If one is risk averse, one wouldn't touch Fast with a ten foot pole.

IMTDb · 3 years ago
Some reasons :

- FAANG aren't/weren't remote

- The appeal for working at a startup vs an established company, and the sense of freedom associated with that

- Some guys that would love the idea behind FAANS...but would not like the management/process in place there (OKR, reviews, career ladder)

- Some guys that would love to work for FAANG... but didn't pass the interview (either failed or didn't try)

photochemsyn · 3 years ago
Wow, these numbers are like those from pets.com:

> "During its first fiscal year (February to September 1999) Pets.com earned $619,000 in revenue, and spent $11.8 million on advertising." (Wikipedia)

> "The company raised $82.5 million in a February 2000 IPO but filed for bankruptcy nine months later." (Investopedia)

Fast rasied $102 million in capital and had $600k in revenue that year... Is Big Finance about to hit the panic button again?

ben7799 · 3 years ago
This does seem like a 1990s story.

I'm just barely young enough to have missed it. Friends who quit school early were in on it.

I don't know if this was the case at Fast but in a lot of cases back in the 1990s a lot of the engineers knew everything was screwed up.. and they just didn't care, the money was good while it lasted.

The experience almost always helped people get ahead, no one ever gets punished for doing good work at a company that fails due to bad management and investor decisions.

ergocoder · 3 years ago
I disagree that it looked like pets.com.

One key difference is pets.com is public and got money from common people.

Fast got money from highly sophisticated VCs. They all made calculated bet.

No VCs would tell you their deals have 100% success.

Employees that join are highly educated. They also know that it is a startup with high failure chance. Much higher than FAANG. Every educated person knows this.

And it is normal to be disappointed when a bet doesn't work out.

nly · 3 years ago
$100M is a lot less money today than it was in 2000 after factoring in inflation and low rates.
cush · 3 years ago
But the revenue is also inflated, so it all works out in the wash.
tomrod · 3 years ago
Yes, but also no.

Per the CPI, for every $1 in 2000, you need $1.68 today. 1.68^1/22 - 1 is about 2.39%/year inflation.

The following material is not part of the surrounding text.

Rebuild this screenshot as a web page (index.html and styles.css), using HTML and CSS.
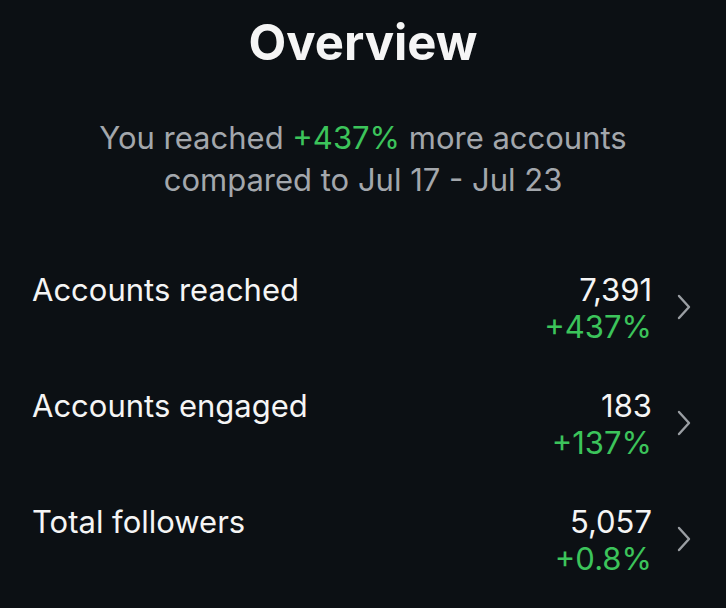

https://data.bls.gov/cgi-bin/cpicalc.pl?cost1=1&year1=200001...

pphysch · 3 years ago
So is 600k

Deleted Comment

zerocrates · 3 years ago
I wonder just how much difference it makes that all this wacky startup action is private equity (writ large) rather than the public markets. Seems like... maybe a lot?
manesioz · 3 years ago
> I found some unsettling information about the founder of Fast, Dominic Holland.

This thread [1] touches on what some of that stuff probably was. Sounds like the CEO was a charismatic scammer.

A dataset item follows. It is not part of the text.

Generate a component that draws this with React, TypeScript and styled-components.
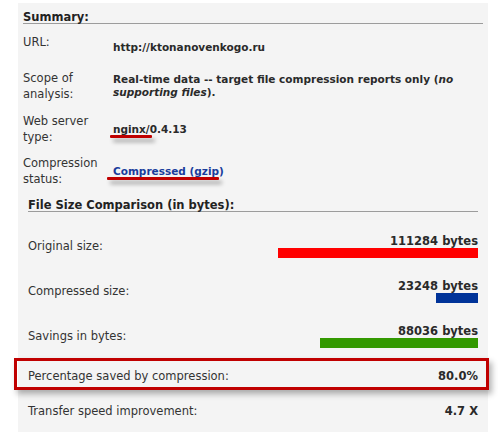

[1]: https://nitter.net/jack_raines/status/1511737489190494208

CTmystery · 3 years ago
I'm shocked to learn that people with money funded another charlatan to the tune of $120M /s
danuker · 3 years ago
Maybe some Big Tech guys wanted to fire some non-performing engineers, and funding Fast which would lure them then go bankrupt was the cheapest way.

(Just kidding).

buf · 3 years ago
Wow, I make the same revenue as Fast as a one-man entrepreneur.

It really amazes me sometimes the strategies of these heavily funded companies. Why pile on so much burn so quickly?

kache_ · 3 years ago
Time to ring up some VCs, buf xD
buf · 3 years ago
And end up like Fast?!
sydthrowaway · 3 years ago
What do you do?
buf · 3 years ago
https://www.siliconvict.com These days I just tinker with projects which are listed in that site. Taking a couple years off while I look for the next big thing.
sodality2 · 3 years ago
Their profile contains a website with some companies that are probably related.